GIVEN INSTRUCTION: Look through the data below and count each line where the word "this" appears. Reply with the count alone.

EXTRACTED MATERIAL:
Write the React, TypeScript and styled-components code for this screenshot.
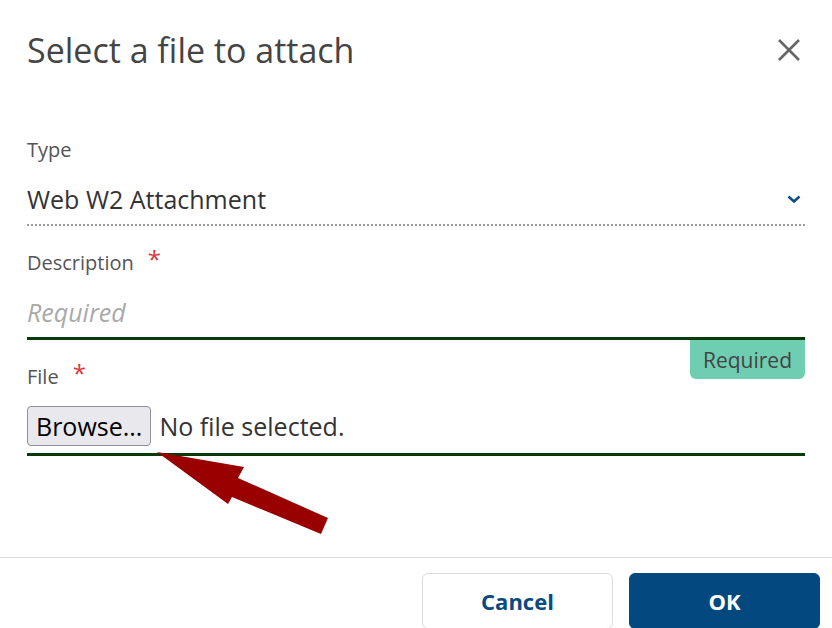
import React from 'react'
import styled, { createGlobalStyle } from 'styled-components'

const GlobalStyle = createGlobalStyle`
  html, body {
    margin: 0;
    padding: 0;
    background: #fff;
  }
  body {
    font-family: 'Open Sans', 'Liberation Sans', sans-serif;
  }
`

const Dialog = styled.div`
  position: relative;
  width: 832px;
  height: 628px;
  display: flex;
  flex-direction: column;
  overflow: hidden;
  background: #fff;
`

const Header = styled.div`
  height: 100px;
  display: flex;
  align-items: center;
  justify-content: space-between;
  padding: 0 30px 0 27px;
`

const Title = styled.h1`
  margin: 0;
  font-size: 34px;
  font-weight: 400;
  line-height: 1;
  color: #444;
`

const CloseButton = styled.button`
  border: 0;
  background: none;
  padding: 0;
  width: 26px;
  height: 26px;
  display: flex;
  align-items: center;
  justify-content: center;
  cursor: pointer;
`

const Body = styled.div`
  flex: 1;
  padding: 0 27px;
  display: flex;
  flex-direction: column;
`

const Field = styled.div<{ $top: number }>`
  position: relative;
  margin-top: ${p => p.$top}px;
`

const Label = styled.div`
  display: flex;
  align-items: flex-start;
  gap: 14px;
  font-size: 20px;
  line-height: 28px;
  color: #555;
`

const Star = styled.span`
  color: #d9363e;
  font-size: 24px;
  line-height: 20px;
`

const SelectRow = styled.div`
  display: flex;
  align-items: center;
  justify-content: space-between;
  padding: 18px 4px 8px 0;
  border-bottom: 2px dotted #9a9a9a;
  font-size: 25px;
  line-height: 34px;
  color: #333;
`

const InputRow = styled.div<{ $padTop: number; $padBottom: number }>`
  display: flex;
  align-items: center;
  gap: 8px;
  padding: ${p => p.$padTop}px 0 ${p => p.$padBottom}px;
  border-bottom: 3px solid #0a3a0a;
  font-size: 25px;
  line-height: 34px;
`

const Placeholder = styled.span`
  font-style: italic;
  color: #a9a9a9;
`

const Badge = styled.div`
  position: absolute;
  top: 100%;
  right: 0;
  width: 115px;
  height: 39px;
  display: flex;
  align-items: center;
  justify-content: center;
  background: #6fcdb2;
  border-radius: 0 0 6px 6px;
  font-size: 21px;
  color: #444;
`

const BrowseButton = styled.button`
  height: 40px;
  padding: 0 8px;
  background: #e9e9ed;
  border: 1px solid #8f8f9d;
  border-radius: 4px;
  font-family: 'Open Sans', 'Liberation Sans', sans-serif;
  font-size: 25px;
  color: #000;
  cursor: pointer;
`

const FileName = styled.span`
  color: #333;
`

const Footer = styled.div`
  display: flex;
  justify-content: flex-end;
  gap: 16px;
  padding: 15px 12px 0;
  height: 55px;
  border-top: 1px solid #dcdcdc;
`

const Button = styled.button<{ $primary?: boolean }>`
  width: 191px;
  height: 56px;
  border-radius: 6px;
  border: 1px solid ${p => (p.$primary ? '#03497f' : '#dcdcdc')};
  background: ${p => (p.$primary ? '#03497f' : '#fff')};
  color: ${p => (p.$primary ? '#fff' : '#0a4a80')};
  font-family: 'Open Sans', 'Liberation Sans', sans-serif;
  font-size: 22px;
  font-weight: 700;
  cursor: pointer;
`

const Overlay = styled.svg`
  position: absolute;
  top: 0;
  left: 0;
  pointer-events: none;
`

export default function App() {
  return (
    <>
      <GlobalStyle />
      <Dialog>
        <Header>
          <Title>Select a file to attach</Title>
          <CloseButton aria-label="Close">
            <svg width="24" height="24" viewBox="0 0 24 24">
              <path d="M2 2 L22 22 M22 2 L2 22" stroke="#666" strokeWidth="2.6" />
            </svg>
          </CloseButton>
        </Header>

        <Body>
          <Field $top={36}>
            <Label>Type</Label>
            <SelectRow>
              <span>Web W2 Attachment</span>
              <svg width="14" height="8" viewBox="0 0 14 8">
                <path d="M1.5 1.5 L7 6.5 L12.5 1.5" fill="none" stroke="#0f4c81" strokeWidth="2.5" />
              </svg>
            </SelectRow>
          </Field>

          <Field $top={23}>
            <Label>
              Description <Star>*</Star>
            </Label>
            <InputRow $padTop={18} $padBottom={8}>
              <Placeholder>Required</Placeholder>
            </InputRow>
            <Badge>Required</Badge>
          </Field>

          <Field $top={23}>
            <Label>
              File <Star>*</Star>
            </Label>
            <InputRow $padTop={15} $padBottom={7}>
              <BrowseButton>Browse...</BrowseButton>
              <FileName>No file selected.</FileName>
            </InputRow>
          </Field>
        </Body>

        <Footer>
          <Button>Cancel</Button>
          <Button $primary>OK</Button>
        </Footer>

        <Overlay width="832" height="628" viewBox="0 0 832 628">
          <polygon
            points="157,452 244,467 238,478 328,518 321,534 232,497 228,504"
            fill="#990000"
          />
        </Overlay>
      </Dialog>
    </>
  )
}
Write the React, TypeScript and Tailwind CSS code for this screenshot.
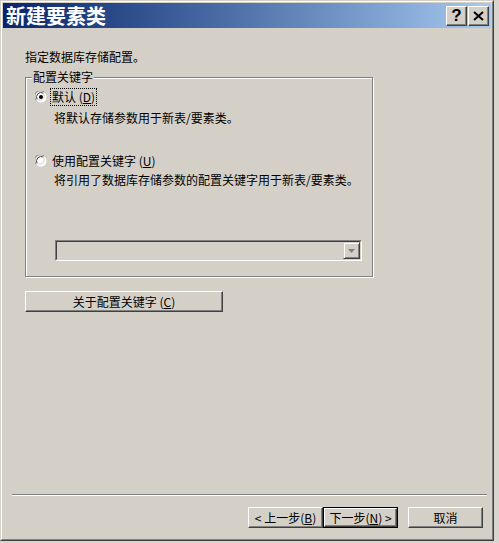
import React from "react";

const FONT = { fontFamily: '"Noto Sans CJK SC", "Noto Sans", sans-serif' };

function Key({ k }: { k: string }) {
  return (
    <span>
      (<span className="underline underline-offset-1">{k}</span>)
    </span>
  );
}

function Radio({ checked }: { checked?: boolean }) {
  return (
    <svg width="12" height="12" viewBox="0 0 12 12" className="shrink-0">
      <circle cx="6" cy="6" r="5.5" fill="#ffffff" />
      <path d="M1.2 9.2 A5.5 5.5 0 0 1 9.2 1.2" stroke="#808080" strokeWidth="1" fill="none" />
      <path d="M9.6 2.4 A5.5 5.5 0 0 1 2.4 9.6" stroke="#ffffff" strokeWidth="1" fill="none" />
      <path d="M2.2 8.4 A4.5 4.5 0 0 1 8.4 2.2" stroke="#404040" strokeWidth="1" fill="none" />
      <path d="M8.9 3.1 A4.5 4.5 0 0 1 3.1 8.9" stroke="#d4d0c8" strokeWidth="1" fill="none" />
      {checked && <circle cx="6" cy="6" r="2" fill="#000000" />}
    </svg>
  );
}

function Button({
  children,
  width,
  isDefault,
}: {
  children: React.ReactNode;
  width: string;
  isDefault?: boolean;
}) {
  if (isDefault) {
    return (
      <div className={`${width} h-[21px] border border-black`}>
        <div className="w-full h-full border-t border-l border-white border-r border-b border-r-[#404040] border-b-[#404040] shadow-[inset_-1px_-1px_0_#808080] flex items-center justify-center text-[12px] leading-none text-black whitespace-pre">
          {children}
        </div>
      </div>
    );
  }
  return (
    <div
      className={`${width} h-[21px] border-t border-l border-white border-r border-b border-r-[#404040] border-b-[#404040] shadow-[inset_-1px_-1px_0_#808080] flex items-center justify-center text-[12px] leading-none text-black whitespace-pre`}
    >
      {children}
    </div>
  );
}

export default function App() {
  return (
    <div className="w-[499px] h-[543px] bg-[#d8d5ce] overflow-hidden" style={FONT}>
      <div className="w-[494px] h-[541px] bg-[#d4d0c8] border-t border-l border-t-[#d4d0c8] border-l-[#d4d0c8] border-r border-b border-r-[#404040] border-b-[#404040] flex flex-col">
        <div className="flex-1 flex flex-col border-t border-l border-white border-r border-b border-r-[#808080] border-b-[#808080] p-[1px]">
          {/* title bar */}
          <div className="h-[25px] flex items-center bg-gradient-to-r from-[#0a246a] to-[#a6caf0] pl-[3px] pr-[2px]">
            <span className="text-white font-bold text-[20px] leading-none">新建要素类</span>
            <div className="ml-auto flex gap-[1px]">
              <div className="w-[21px] h-[20px] bg-[#d4d0c8] border-t border-l border-white border-r border-b border-r-[#404040] border-b-[#404040] shadow-[inset_-1px_-1px_0_#808080] flex items-center justify-center">
                <span className="text-black font-bold text-[17px] leading-none" style={{ fontFamily: '"Liberation Sans", sans-serif' }}>?</span>
              </div>
              <div className="w-[21px] h-[20px] bg-[#d4d0c8] border-t border-l border-white border-r border-b border-r-[#404040] border-b-[#404040] shadow-[inset_-1px_-1px_0_#808080] flex items-center justify-center">
                <svg width="11" height="10" viewBox="0 0 11 10">
                  <path d="M1 1 L10 9 M10 1 L1 9" stroke="#000" strokeWidth="2" />
                </svg>
              </div>
            </div>
          </div>

          {/* body */}
          <div className="flex-1 flex flex-col pl-[22px] text-black">
            <p className="mt-[22px] text-[12px] leading-[14px]">指定数据库存储配置。</p>

            <div className="relative mt-[13px] w-[348px] h-[200px] border border-[#808080] shadow-[inset_1px_1px_0_#ffffff,1px_1px_0_#ffffff]">
              <span className="absolute left-[6px] top-[-8px] bg-[#d4d0c8] px-[1px] text-[12px] leading-[14px]">配置关键字</span>

              <div className="flex flex-col pl-[9px] pt-[11px]">
                <div className="flex items-center gap-[4px]">
                  <Radio checked />
                  <span className="text-[12px] leading-[14px] outline outline-1 outline-dotted outline-black px-[1px] py-[1px]">
                    默认 <Key k="D" />
                  </span>
                </div>
                <p className="mt-[6px] ml-[19px] text-[12px] leading-[14px]">将默认存储参数用于新表/要素类。</p>

                <div className="mt-[28px] flex items-center gap-[4px]">
                  <Radio />
                  <span className="text-[12px] leading-[14px] px-[1px] py-[1px]">
                    使用配置关键字 <Key k="U" />
                  </span>
                </div>
                <p className="mt-[4px] ml-[19px] text-[12px] leading-[14px]">将引用了数据库存储参数的配置关键字用于新表/要素类。</p>

                <div className="mt-[53px] ml-[20px] w-[307px] h-[21px] border-t border-l border-[#808080] border-r border-b border-r-white border-b-white">
                  <div className="w-full h-full border-t border-l border-[#404040] border-r border-b border-r-[#d4d0c8] border-b-[#d4d0c8] flex justify-end">
                    <div className="w-[17px] h-[17px] border-t border-l border-[#d4d0c8] border-r border-b border-r-[#404040] border-b-[#404040] shadow-[inset_1px_1px_0_#ffffff,inset_-1px_-1px_0_#808080] flex items-center justify-center">
                      <svg width="7" height="4" viewBox="0 0 7 4">
                        <path d="M0 0 H7 L3.5 4 Z" fill="#808080" />
                      </svg>
                    </div>
                  </div>
                </div>
              </div>
            </div>

            <div className="mt-[14px]">
              <Button width="w-[198px]">
                关于配置关键字 <Key k="C" />
              </Button>
            </div>

            <div className="mt-auto -ml-[13px] w-[475px] h-[2px] border-t border-[#808080] border-b border-b-white" />

            <div className="mt-[11px] mb-[10px] flex pl-[223px]">
              <Button width="w-[75px]">
                {"< 上一步"}<Key k="B" />
              </Button>
              <Button width="w-[75px]" isDefault>
                {"下一步"}<Key k="N" />{" >"}
              </Button>
              <div className="ml-[10px]">
                <Button width="w-[75px]">取消</Button>
              </div>
            </div>
          </div>
        </div>
      </div>
    </div>
  );
}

FULL SOLUTION: 2